De integrale bekostiging moet voortgaan. Wel moeten zorgverzekeraars en overheid scherpere voorwaarden stellen aan de organisatie en prestaties van zorggroepen en moeten patiënten veel meer bij de vormgeving van de zorgverlening worden betrokken. Integrale bekostiging van zorg voor patiënten met een specifieke chronische ziekte is geen gewenst eindstation maar een tussenstap naar een ander type bekostiging die meer op populatie is gericht, volgens de Evaluatiecommissie Integrale Bekostiging die vandaag haar eindrapport aanbiedt aan minister Schippers van VWS.

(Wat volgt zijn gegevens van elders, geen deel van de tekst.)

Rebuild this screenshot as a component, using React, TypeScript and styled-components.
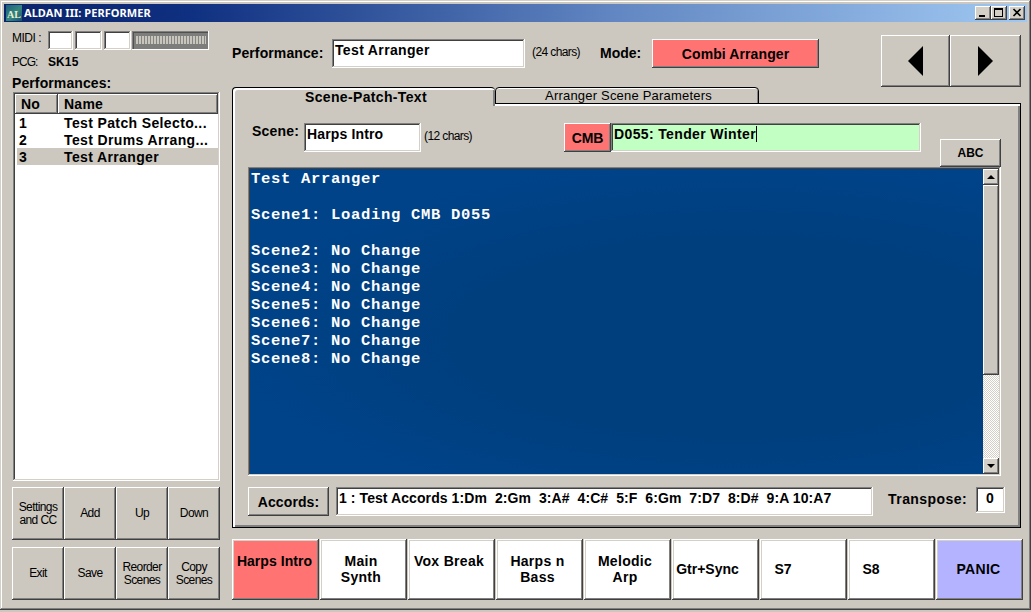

Vanaf 2010 wordt de zorg aan patiënten met de chronische aandoeningen diabetes en COPD, en aan mensen met een verhoogd risico op hart- en vaatziekten ‘integraal bekostigd’. Dat betekent dat één organisatie verantwoordelijk is voor alle zorg voor de betreffende aandoening, waar voorheen huisartsen, diëtistes en fysiotherapeuten ieder verantwoordelijk waren voor hun eigen deel van de zorg, maar niemand voor het totaal. Die organisaties, zorggroepen genoemd, zijn meestal regionaal georganiseerde groepen van huisartsen, die andere zorgverleners ‘subcontracteren’. De zorggroepen zijn belast met de coördinatie van de zorg en regelen de betaling aan de verschillende zorgverleners. De nieuwe werkwijze moet leiden tot goedkopere zorg van betere kwaliteit.
Evaluatie
Het nieuwe systeem is nog niet overal ingevoerd. Er is een overgangsperiode ingesteld waarin de zorg ook op de oude manier kan worden bekostigd. De minister van VWS heeft de Evaluatiecommissie Integrale Bekostiging ingesteld om de invoering te volgen en te adviseren over het al dan niet beëindigen van deze overgangsperiode. Door de integrale bekostiging blijkt inmiddels een vrijwel landelijk dekkend netwerk van zorggroepen te zijn ontstaan, waarbinnen huisartsen multidisciplinair samenwerken met onder meer praktijkondersteuners, diëtistes, fysiotherapeuten, podotherapeuten, internisten en oogartsen, met positieve effecten op de kwaliteit van zorg. Bovendien is een waarneembaar deel van de zorg voor diabetespatiënten verschoven van het ziekenhuis naar de eerste lijn.
Kosten
De zorgkosten van diabetespatiënten waren in de opstartfase hoger. Dat komt door de investeringen in de eerste lijn om de verschuiving op gang te brengen en doordat de kosten in de tweede lijn, ondanks dat er minder patiënten worden behandeld, niet zijn gedaald. De commissie constateert verder aanzienlijke verschillen tussen zorggroepen zowel in kosten als geleverde prestaties. Tenslotte, treden te verwachten kostenbesparingen door minder complicaties pas op langere termijn op.
Adviezen
De commissie vindt het nog te vroeg om de overgangsregeling te laten vervallen. Er moet strakker worden gestuurd door verzekeraars en overheid op de prestatie en organisatie van zorggroepen. Ook moeten verzekeraars actiever sturen op de kosten in de tweede lijn om de winst te ‘verzilveren’ van de verschuiving van zorg naar de eerste lijn.
Patiënt
In de integrale bekostiging is een belangrijke rol voorzien voor de patiënt die gestimuleerd zou moeten worden zichzelf te ‘managen’ en waarover afspraken in een individueel zorgplan zouden worden vastgelegd. Dit komt volgens de commissie nog onvoldoende uit de verf. De commissie adviseert patiënten meer te betrekken door onder meer naar Belgisch voorbeeld patiënten die zich committeren aan het zorgplan korting op eigen bijdrage/eigen risico te geven.
Perspectief
De commissie vindt per aandoening gefinancierde zorg geen gewenste eindsituatie, omdat deze vorm van bekostiging niet geschikt is voor chronisch zieke patiënten met meerdere aandoeningen tegelijkertijd. Wat veel voorkomt. Bovendien begint de bekostiging pas als iemand patiënt ís, daarbij voorbijgaand aan de mogelijkheid de aandoening te voorkomen (preventie). De commissie ziet daarom ziektegerichte integrale bekostiging als een tussenstap naar een meer omvattende, populatiegerichte bekostiging, gebaseerd op de bijdrage die de zorg levert aan een gezondere bevolking.